2005 book by Alan Dershowitz

The Case for Peace: How The Arab–Israeli Conflict Can Be Resolved is a 2005 book by Alan Dershowitz and follow-up to his 2003 book The Case for Israel.

==Summary==
Dershowitz was originally planning to write The Case Against Israel's Enemies; however, after the death of Yasser Arafat the author chose to focus on more positive and optimistic themes, believing that the death of the PA chairman has opened new doors to peace. Dershowitz argues a final peace settlement that will involve:
- two states
  - Dershowitz argues that the Palestinian state may be composed of multiple disjoint areas, because in today's world of high-speed internet and cheap travel, states do not require contiguity to be viable.
- the division of Jerusalem
  - Dershowitz proposes Israel gets sovereignty over the Old City of Jerusalem's Christian, Jewish and Armenian quarters, while Palestinians may get sovereignty over the Muslim quarter. Regarding Temple Mount itself, he proposed both Israeli and Palestinian sovereignty.
- a renunciation of violence

He asserts that Palestinians should not be offered more than what was on the table during the Camp David negotiations of 2000, as it would reward violence. He concentrates on the shared elements of the peace process that he says both mainstream Israelis and Palestinians agree on.

==Reception==
Publishers Weekly remarked that Dershowitz "bombards opponents with inflammatory charges based on sometimes tendentious readings of skimpily contextualized remarks..." It also stated that the book lacked "the judicious treatment these issues cry out for."
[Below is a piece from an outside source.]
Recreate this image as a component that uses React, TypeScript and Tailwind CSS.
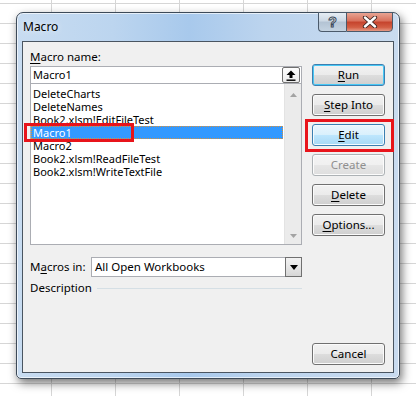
import React from "react";

type V = "normal" | "default" | "hot" | "disabled";

function Btn({ children, v = "normal" }: { children: React.ReactNode; v?: V }) {
  const cls: Record<V, string> = {
    normal:
      "border-[#707070] text-black bg-[linear-gradient(to_bottom,#f2f2f2_0%,#ebebeb_50%,#dddddd_51%,#cfcfcf_100%)] shadow-[inset_0_0_0_1px_#fbfbfb]",
    default:
      "border-[#3c7fb1] text-black bg-[linear-gradient(to_bottom,#f2f2f2_0%,#ebebeb_50%,#dddddd_51%,#cfcfcf_100%)] shadow-[inset_0_0_0_1px_#48c8f5]",
    hot:
      "border-[#3c7fb1] text-black bg-[linear-gradient(to_bottom,#eaf6fd_0%,#d9f0fc_50%,#bee6fd_51%,#a7d9f5_100%)] shadow-[inset_0_0_0_1px_#f4fbfe]",
    disabled:
      "border-[#adb2b5] text-[#8f8f8f] bg-[linear-gradient(to_bottom,#f4f4f4_0%,#f0f0f0_50%,#e6e6e6_51%,#dedede_100%)] shadow-[inset_0_0_0_1px_#fcfcfc]",
  };
  return (
    <div
      className={
        "h-[22px] w-[73px] shrink-0 rounded-[3px] border flex items-center justify-center text-[11.5px] leading-[14px] " +
        cls[v]
      }
    >
      {children}
    </div>
  );
}

function U({ children }: { children: React.ReactNode }) {
  return <span className="underline decoration-1 underline-offset-[2px]">{children}</span>;
}

const items = [
  "DeleteCharts",
  "DeleteNames",
  "Book2.xlsm!EditFileTest",
  "Macro1",
  "Macro2",
  "Book2.xlsm!ReadFileTest",
  "Book2.xlsm!WriteTextFile",
];

export default function App() {
  return (
    <div className="relative w-[416px] h-[396px] overflow-hidden bg-white bg-[linear-gradient(to_right,#d6d6d6_1px,transparent_1px),linear-gradient(to_bottom,#d6d6d6_1px,transparent_1px)] [background-size:64px_20px] [background-position:51px_3px] pt-[12px] pl-[16px] font-['Noto_Sans',sans-serif] text-black">
      {/* Window */}
      <div className="w-[384px] h-[367px] flex flex-col rounded-t-[7px] rounded-b-[5px] border border-[#3d4a58] bg-[linear-gradient(90deg,#c8dcf1_0%,#bcd5ef_25%,#a8c9ec_45%,#bcd4ee_65%,#c9dbef_100%)] shadow-[2px_4px_10px_rgba(0,0,0,0.55),inset_0_0_0_1px_rgba(255,255,255,0.65)]">
        {/* Title bar */}
        <div className="h-[28px] flex shrink-0">
          <div className="pl-[6px] flex items-center text-[12px] leading-[16px] [text-shadow:0_0_6px_rgba(255,255,255,0.9)]">
            Macro
          </div>
          <div className="ml-auto mr-[6px] -mt-px flex h-[20px]">
            <div className="w-[28px] h-[20px] rounded-bl-[4px] border border-[#4b5a6b] border-r-0 bg-[linear-gradient(to_bottom,#e6edf4_0%,#ccd8e4_45%,#b3c3d4_50%,#c4d3e1_100%)] flex items-center justify-center text-[14px] font-bold text-white leading-none [-webkit-text-stroke:1px_#3b4a5a] font-['Liberation_Sans',sans-serif]">
              ?
            </div>
            <div className="w-[47px] h-[20px] rounded-br-[4px] border border-[#4b5a6b] bg-[linear-gradient(to_bottom,#e8a493_0%,#d8705b_45%,#c5432c_50%,#d35f45_80%,#e59a85_100%)] flex items-center justify-center">
              <svg width="16" height="12" viewBox="0 0 16 12">
                <path d="M3 1.5 L13 10.5 M13 1.5 L3 10.5" stroke="#3a2520" strokeWidth="4.2" strokeLinecap="round" />
                <path d="M3 1.5 L13 10.5 M13 1.5 L3 10.5" stroke="#ffffff" strokeWidth="2.4" strokeLinecap="round" />
              </svg>
            </div>
          </div>
        </div>
        {/* Client area */}
        <div className="flex-1 mx-[5px] mb-[5px] border border-[#4a5561] bg-[#f0f0f0] flex pl-[7px] text-[11px]">
          {/* Left column */}
          <div className="w-[272px] flex flex-col">
            <div className="mt-[7px] h-[16px] leading-[16px] text-[11.5px]">
              <U>M</U>acro name:
            </div>
            <div className="mt-px h-[18px] border border-[#abadb3] bg-white flex items-center">
              <span className="pl-[2px] leading-[14px]">Macro1</span>
              <div className="ml-auto mr-px w-[18px] h-[16px] rounded-[2px] border border-[#707070] bg-[linear-gradient(to_bottom,#fdfdfd,#ececec)] flex items-center justify-center">
                <svg width="10" height="11" viewBox="0 0 10 11">
                  <path d="M5 0.5 L9.5 5 L6.5 5 L6.5 8 L3.5 8 L3.5 5 L0.5 5 Z" fill="#000" />
                  <rect x="0.5" y="9.5" width="9" height="1.4" fill="#000" />
                </svg>
              </div>
            </div>
            <div className="h-[161px] border border-t-0 border-[#abadb3] bg-white flex">
              <div className="flex-1 pt-[3px] flex flex-col">
                {items.map((t) =>
                  t === "Macro1" ? (
                    <div
                      key={t}
                      className="h-[13px] leading-[13px] pl-[2px] mr-px bg-[#3399ff] text-white outline outline-1 outline-dotted outline-[#d8913e] -outline-offset-1"
                    >
                      {t}
                    </div>
                  ) : (
                    <div key={t} className="h-[13px] leading-[13px] pl-[2px]">
                      {t}
                    </div>
                  )
                )}
              </div>
              <div className="w-[17px] bg-[#ebebeb] border-l border-[#e3e3e3] flex flex-col items-center justify-between pt-[9px] pb-[6px]">
                <svg width="7" height="4" viewBox="0 0 7 4">
                  <path d="M0 4 L3.5 0 L7 4 Z" fill="#a3a3a3" />
                </svg>
                <svg width="7" height="4" viewBox="0 0 7 4">
                  <path d="M0 0 L7 0 L3.5 4 Z" fill="#a3a3a3" />
                </svg>
              </div>
            </div>
            <div className="mt-[12px] flex items-center h-[20px]">
              <div className="w-[61px] leading-[16px] text-[11.5px]">
                M<U>a</U>cros in:
              </div>
              <div className="flex-1 h-[20px] border border-[#abadb3] bg-white flex items-center">
                <span className="pl-[3px] leading-[14px] text-[11.5px]">All Open Workbooks</span>
                <div className="ml-auto w-[17px] h-[20px] -mr-px border border-[#707070] bg-[linear-gradient(to_bottom,#f2f2f2_0%,#e6e6e6_50%,#d6d6d6_100%)] flex items-center justify-center">
                  <svg width="8" height="5" viewBox="0 0 8 5">
                    <path d="M0 0 L8 0 L4 5 Z" fill="#000" />
                  </svg>
                </div>
              </div>
            </div>
            <div className="mt-[3px] h-[16px] flex items-center">
              <span className="leading-[16px] text-[11.5px]">Description</span>
              <div className="flex-1 ml-[5px] h-px bg-[#d5dfe5]" />
            </div>
          </div>
          {/* Right column */}
          <div className="ml-[10px] pt-[22px] pb-[7px] flex flex-col gap-[8px]">
            <Btn v="default">
              <U>R</U>un
            </Btn>
            <Btn>
              <U>S</U>tep Into
            </Btn>
            <Btn v="hot">
              <U>E</U>dit
            </Btn>
            <Btn v="disabled">Create</Btn>
            <Btn>
              <U>D</U>elete
            </Btn>
            <Btn>
              <U>O</U>ptions...
            </Btn>
            <div className="mt-auto">
              <Btn>Cancel</Btn>
            </div>
          </div>
        </div>
      </div>
      {/* Red annotation boxes */}
      <div className="absolute left-[24px] top-[123px] w-[110px] h-[19px] border-[3px] border-[#e8141b]" />
      <div className="absolute left-[305px] top-[119px] w-[89px] h-[33px] border-[3px] border-[#e8141b]" />
    </div>
  );
}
Michael D. Langan of The Boston Globe writes: "Dershowitz makes a compelling 'Case for Peace'...The author's advocacy skills are well-honed and incisive. In fact, one is reminded of the logical argumentation used by Thomas Aquinas in his Summa Theologica...: laying out basic questions for analysis, exploring arguments that appear reasonable, and concluding with an equivalent of Aquinas's famous 'I answer that ...,' which gives the 'correct' answer.
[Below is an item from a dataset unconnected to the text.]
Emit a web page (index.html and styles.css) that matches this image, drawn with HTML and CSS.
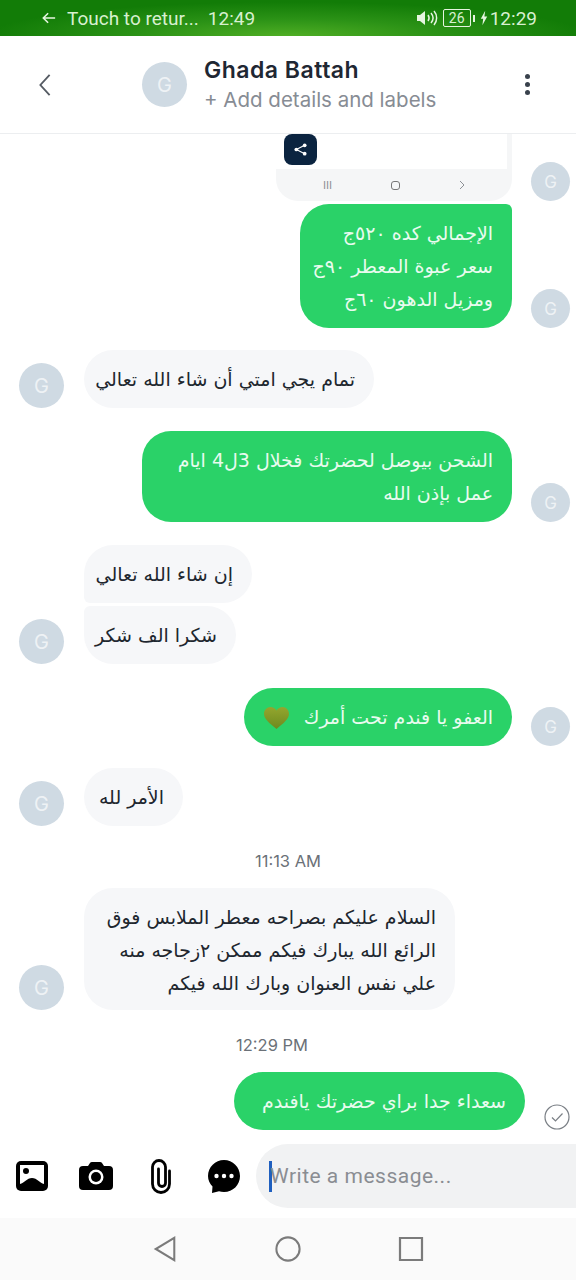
FILE: index.html
```html
<!DOCTYPE html>
<html lang="en">
<head>
    <meta charset="UTF-8">
    <meta name="viewport" content="width=device-width, initial-scale=1.0">
    <title>Ghada Battah</title>
    <link rel="stylesheet" href="styles.css">
</head>
<body>
    <div class="phone">
        <div class="status-bar">
            <div class="status-left">
                <svg class="status-arrow" viewBox="0 0 16 14"><path d="M7 1.500 1.500 7 7 12.500M2 7h13"/></svg>
                <span class="status-return">Touch to retur...</span>
                <span>12:49</span>
            </div>
            <div class="status-right">
                <svg class="status-sound" viewBox="0 0 22 16"><path class="fill" d="M1 5h3l5-4v14l-5-4H1z"/><path d="M12 5c1.300 1.800 1.300 4.200 0 6M15 3c2.500 3 2.500 7 0 10M18 1c3.500 4 3.500 10 0 14"/></svg>
                <span class="battery">26</span>
                <span class="battery-tip"></span>
                <svg class="status-bolt" viewBox="0 0 10 18"><path d="M6.500 0 1 10h3l-1 8 6-11H5.500z"/></svg>
                <span>12:29</span>
            </div>
        </div>

        <header class="chat-header">
            <svg class="back-icon" viewBox="0 0 14 26"><path d="M12 2 2 13l10 11"/></svg>
            <div class="avatar avatar-big">G</div>
            <div class="contact">
                <div class="contact-name">Ghada Battah</div>
                <div class="contact-sub">+ Add details and labels</div>
            </div>
            <div class="more-icon"><span></span><span></span><span></span></div>
        </header>

        <main class="thread">
            <div class="row row-out">
                <div class="shot-card">
                    <div class="shot-screen"><div class="share-btn">
                        <svg viewBox="0 0 14 14"><path class="share-line" d="M11.500 2.500 2.500 7l9 4.500"/><circle cx="11.500" cy="2.500" r="2"/><circle cx="2.500" cy="7" r="2"/><circle cx="11.500" cy="11.500" r="2"/></svg>
                    </div></div>
                    <div class="shot-nav">
                        <span class="shot-bars">III</span>
                        <span class="shot-home"></span>
                        <svg class="shot-chevron" viewBox="0 0 6 10"><path d="m1 1 4 4-4 4"/></svg>
                    </div>
                </div>
                <div class="avatar avatar-out">G</div>
            </div>

            <div class="row row-out gap-3">
                <div class="bubble bubble-out bubble-joined w-212" dir="rtl">الإجمالي كده ٥٢٠ج<br>سعر عبوة المعطر ٩٠ج<br>ومزيل الدهون ٦٠ج</div>
                <div class="avatar avatar-out">G</div>
            </div>

            <div class="row row-in gap-22">
                <div class="avatar avatar-in">G</div>
                <div class="bubble bubble-in w-290" dir="rtl">تمام يجي امتي أن شاء الله تعالي</div>
            </div>

            <div class="row row-out gap-23">
                <div class="bubble bubble-out w-370" dir="rtl">الشحن بيوصل لحضرتك فخلال 3ل4 ايام<br>عمل بإذن الله</div>
                <div class="avatar avatar-out">G</div>
            </div>

            <div class="row row-in gap-23">
                <div class="avatar avatar-in">G</div>
                <div class="stack">
                    <div class="bubble bubble-in stack-top w-168" dir="rtl">إن شاء الله تعالي</div>
                    <div class="bubble bubble-in stack-bottom w-152" dir="rtl">شكرا الف شكر</div>
                </div>
            </div>

            <div class="row row-out gap-24">
                <div class="bubble bubble-out w-268" dir="rtl">العفو يا فندم تحت أمرك
                    <svg class="heart" viewBox="0 0 24 22"><defs><linearGradient id="heart-fill" x1="0" y1="0" x2="0" y2="1"><stop offset="0" stop-color="#94a62e"/><stop offset="1" stop-color="#6d8a1e"/></linearGradient></defs><path fill="url(#heart-fill)" d="M12 21C5 15.500 0 11.500 0 6.500 0 2.800 2.800 0 6.200 0 8.500 0 10.800 1.200 12 3.200 13.200 1.200 15.500 0 17.800 0 21.200 0 24 2.800 24 6.500c0 5-5 9-12 14.500z"/></svg>
                </div>
                <div class="avatar avatar-out">G</div>
            </div>

            <div class="row row-in gap-22">
                <div class="avatar avatar-in">G</div>
                <div class="bubble bubble-in w-99" dir="rtl">الأمر لله</div>
            </div>

            <div class="time">11:13 AM</div>

            <div class="row row-in gap-17">
                <div class="avatar avatar-in">G</div>
                <div class="bubble bubble-in bubble-tight w-371" dir="rtl">السلام عليكم بصراحه معطر الملابس فوق<br>الرائع الله يبارك فيكم ممكن ٢زجاجه منه<br>علي نفس العنوان وبارك الله فيكم</div>
            </div>

            <div class="time time-offset">12:29 PM</div>

            <div class="row row-out gap-17">
                <div class="bubble bubble-out w-291" dir="rtl">سعداء جدا براي حضرتك يافندم</div>
                <svg class="sent-icon" viewBox="0 0 26 26"><circle cx="13" cy="13" r="12"/><path d="m8 13.500 3.500 3.500 7-7.500"/></svg>
            </div>
        </main>

        <div class="composer">
            <div class="composer-icons">
                <svg class="tool tool-image" viewBox="0 0 32 30"><rect x="0" y="0" width="32" height="30" rx="5"/><path class="hole" d="M4 4h24v19c-4-1-7-6-12-6s-8 5-12 6z"/><circle class="dot" cx="10" cy="10" r="3"/></svg>
                <svg class="tool tool-camera" viewBox="0 0 34 28"><path d="M4 4h5l2-3q.5-1 2-1h8q1.500 0 2 1l2 3h5a4 4 0 0 1 4 4v16a4 4 0 0 1-4 4H4a4 4 0 0 1-4-4V8a4 4 0 0 1 4-4z"/><circle class="hole" cx="17" cy="15" r="7.500"/><circle cx="17" cy="15" r="5"/></svg>
                <svg class="tool tool-clip" viewBox="0 0 24 36"><path d="M21.500 13v13a8.500 8.500 0 0 1-17 0V9a6.500 6.500 0 0 1 13 0v16a3.500 3.500 0 0 1-7 0V11"/></svg>
                <svg class="tool tool-bubble" viewBox="0 0 32 33"><path d="M16 0c8.800 0 16 7 16 16s-7.200 16-16 16c-1.800 0-3.500-.3-5-.8L4 33l.5-6.500C1.800 23.500 0 20 0 16 0 7 7.200 0 16 0z"/><circle class="hole" cx="8.500" cy="16" r="2.200"/><circle class="hole" cx="16" cy="16" r="2.200"/><circle class="hole" cx="23.500" cy="16" r="2.200"/></svg>
            </div>
            <div class="message-input"><span class="caret"></span><span>Write a message...</span></div>
        </div>

        <nav class="nav-bar">
            <svg class="nav-btn" viewBox="0 0 24 28"><path d="M22 2v24L2 14z"/></svg>
            <svg class="nav-btn" viewBox="0 0 28 28"><circle cx="14" cy="14" r="12.500"/></svg>
            <svg class="nav-btn" viewBox="0 0 26 26"><path d="M2 2h22v22H2z"/></svg>
        </nav>
    </div>
</body>
</html>
```

FILE: styles.css
```css
* {
    box-sizing: border-box;
}
body {
    margin: 0;
    background: #fff;
    font-family: "Inter", "DejaVu Sans", sans-serif;
}
.phone {
    width: 576px;
    height: 1280px;
    display: flex;
    flex-direction: column;
    overflow: hidden;
}

/* status bar */
.status-bar {
    height: 36px;
    flex: none;
    display: flex;
    justify-content: space-between;
    align-items: center;
    padding: 0 39px 0 42px;
    color: #d8f0d0;
    font-family: "Roboto", sans-serif;
    font-size: 19px;
    background: radial-gradient(ellipse 300px 34px at 50% 100%, #4fae24 0%, #2b9216 50%, #127c07 100%);
}
.status-left, .status-right {
    display: flex;
    align-items: center;
}
.status-arrow {
    width: 14px;
    height: 14px;
    margin-right: 11px;
    fill: none;
    stroke: #e6f5e0;
    stroke-width: 1.800;
}
.status-return {
    margin-right: 9px;
}
.status-sound {
    width: 22px;
    height: 16px;
    margin-right: 5px;
    fill: none;
    stroke: #e6f5e0;
    stroke-width: 1.500;
}
.status-sound .fill {
    fill: #e6f5e0;
    stroke: none;
}
.battery {
    width: 28px;
    height: 18px;
    border: 1px solid #e6f5e0;
    border-radius: 2px;
    font-size: 14px;
    line-height: 16px;
    text-align: center;
}
.battery-tip {
    width: 2px;
    height: 7px;
    margin: 0 5px 0 2px;
    background: #e6f5e0;
}
.status-bolt {
    width: 8px;
    height: 16px;
    margin-right: 2px;
    fill: #e6f5e0;
}

/* header */
.chat-header {
    height: 98px;
    flex: none;
    display: flex;
    align-items: center;
    padding: 0 46px 0 38px;
    border-bottom: 1px solid #eceef0;
}
.back-icon {
    width: 14px;
    height: 24px;
    fill: none;
    stroke: #555b63;
    stroke-width: 2;
    margin-right: 90px;
}
.avatar {
    flex: none;
    display: flex;
    align-items: center;
    justify-content: center;
    border-radius: 50%;
    background: #cfdae3;
    color: #eef2f5;
}
.avatar-big {
    width: 45px;
    height: 45px;
    font-size: 20px;
    margin-right: 17px;
}
.contact {
    flex: 1;
}
.contact-name {
    font-size: 23px;
    font-weight: 600;
    letter-spacing: 0.5px;
    color: #1f2733;
    line-height: 28px;
    margin-top: -2px;
}
.contact-sub {
    font-size: 20.500px;
    color: #878c94;
    line-height: 24px;
    margin-top: 4px;
}
.more-icon {
    display: flex;
    flex-direction: column;
    gap: 3px;
}
.more-icon span {
    width: 5px;
    height: 5px;
    border-radius: 50%;
    background: #39414c;
}

/* thread */
.thread {
    flex: 1;
    min-height: 0;
    display: flex;
    flex-direction: column;
    overflow: hidden;
}
.row {
    display: flex;
    align-items: flex-end;
    flex: none;
}
.row-out {
    justify-content: flex-end;
    gap: 19px;
    padding-right: 6px;
}
.row-in {
    gap: 20px;
    padding-left: 19px;
}
.gap-3 {
    margin-top: 3px;
}
.gap-17 {
    margin-top: 17px;
}
.gap-22 {
    margin-top: 22px;
}
.gap-23 {
    margin-top: 23px;
}
.gap-24 {
    margin-top: 24px;
}
.avatar-out {
    width: 39px;
    height: 39px;
    font-size: 17px;
}
.avatar-in {
    width: 45px;
    height: 45px;
    font-size: 20px;
}
.stack {
    display: flex;
    flex-direction: column;
    gap: 3px;
}
.bubble {
    padding: 13px 19px 12px;
    font-family: "DejaVu Sans", sans-serif;
    font-size: 19px;
    line-height: 33px;
    white-space: nowrap;
    border-radius: 29px;
    text-align: right;
}
.bubble-out {
    background: #2ad268;
    color: #e9fbef;
}
.bubble-in {
    background: #f6f7f9;
    color: #20262e;
}
.bubble-joined {
    border-top-right-radius: 6px;
}
.bubble-tight {
    padding-bottom: 10px;
}
.stack-top {
    border-bottom-left-radius: 6px;
}
.stack-bottom {
    border-top-left-radius: 6px;
}
.w-99 { width: 99px; }
.w-152 { width: 152px; }
.w-168 { width: 168px; }
.w-212 { width: 212px; }
.w-268 { width: 268px; }
.w-290 { width: 290px; }
.w-291 { width: 291px; }
.w-370 { width: 370px; }
.w-371 { width: 371px; }
.heart {
    width: 25px;
    height: 23px;
    vertical-align: -6px;
    margin-right: 9px;
}
.time {
    flex: none;
    margin-top: 25px;
    text-align: center;
    font-size: 16.500px;
    color: #6b7178;
    line-height: 20px;
}
.time-offset {
    padding-right: 32px;
}
.sent-icon {
    width: 26px;
    height: 26px;
    fill: none;
    stroke: #7a7f85;
    stroke-width: 1.200;
}

/* screenshot card */
.shot-card {
    width: 236px;
    height: 67px;
    background: #f5f6f7;
    border-radius: 0 0 22px 22px;
    display: flex;
    flex-direction: column;
}
.shot-screen {
    height: 35px;
    margin-right: 5px;
    background: #fff;
    position: relative;
}
.share-btn {
    position: absolute;
    left: 8px;
    top: 0;
    width: 33px;
    height: 31px;
    border-radius: 8px;
    background: #0b2440;
    display: flex;
    align-items: center;
    justify-content: center;
}
.share-btn svg {
    width: 13px;
    height: 13px;
    fill: #fff;
}
.share-line {
    fill: none;
    stroke: #fff;
    stroke-width: 1.200;
}
.shot-nav {
    flex: 1;
    display: flex;
    align-items: center;
    padding: 0 47px 0 47px;
    justify-content: space-between;
    color: #8d9196;
}
.shot-bars {
    font-family: "Liberation Sans", sans-serif;
    font-size: 11px;
}
.shot-home {
    width: 9px;
    height: 9px;
    border: 1px solid #777;
    border-radius: 3px;
}
.shot-chevron {
    width: 6px;
    height: 10px;
    fill: none;
    stroke: #8d9196;
}

/* composer */
.composer {
    height: 84px;
    flex: none;
    display: flex;
    align-items: flex-start;
    padding-top: 10px;
}
.composer-icons {
    width: 256px;
    height: 64px;
    flex: none;
    display: flex;
    align-items: center;
    padding-left: 16px;
}
.tool {
    flex: none;
    fill: #000;
}
.tool .hole {
    fill: #fff;
}
.tool .dot {
    fill: #000;
}
.tool-image {
    width: 32px;
    height: 30px;
    margin-right: 31px;
}
.tool-camera {
    width: 34px;
    height: 28px;
    margin-right: 35px;
}
.tool-clip {
    width: 24px;
    height: 36px;
    margin-right: 36px;
    fill: none;
    stroke: #000;
    stroke-width: 2.800;
    stroke-linecap: round;
}
.tool-bubble {
    width: 32px;
    height: 33px;
}
.message-input {
    flex: 1;
    height: 64px;
    background: #f1f2f3;
    border-radius: 32px 0 0 32px;
    display: flex;
    align-items: center;
    padding-left: 13px;
    font-size: 21px;
    color: #8a8d92;
    font-family: "Roboto", sans-serif;
    letter-spacing: 0.500px;
}
.caret {
    width: 3px;
    height: 31px;
    background: #1f5fbf;
    margin-right: -2px;
}

/* nav */
.nav-bar {
    height: 62px;
    flex: none;
    background: #fafafa;
    display: flex;
    align-items: center;
    justify-content: center;
    gap: 97px;
}
.nav-btn {
    width: 26px;
    height: 26px;
    fill: none;
    stroke: #7b7b7b;
    stroke-width: 2.200;
}
```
Norman Finkelstein writes that Dershowitz's book was mainly an attempt to rationalize then-PM Ariel Sharon's "land grab" in the West Bank, and Dershowitz rationalized that under the guise of a two-state solution.

Mark Lewis, writing for The New York Times Book Review, writes that "The Case for Peace is faithful to the title: Dershowitz says Yasser Arafat's death makes peace possible, if the Palestinians accept a state based in Gaza and 'nearly all of the West Bank,' with a division of greater Jerusalem." Lewis further writes:
To Dershowitz, many of Israel's critics (even some Jewish ones) are anti-Semites who are undermining the peace process. He condemns the double standard that tends to shield Israel's campus critics from the self-appointed sensitivity police. But his own call to marginalize those who engage in anti-Israel hate speech - as defined by Dershowitz himself - would merely transfer the policeman's baton from one side to the other.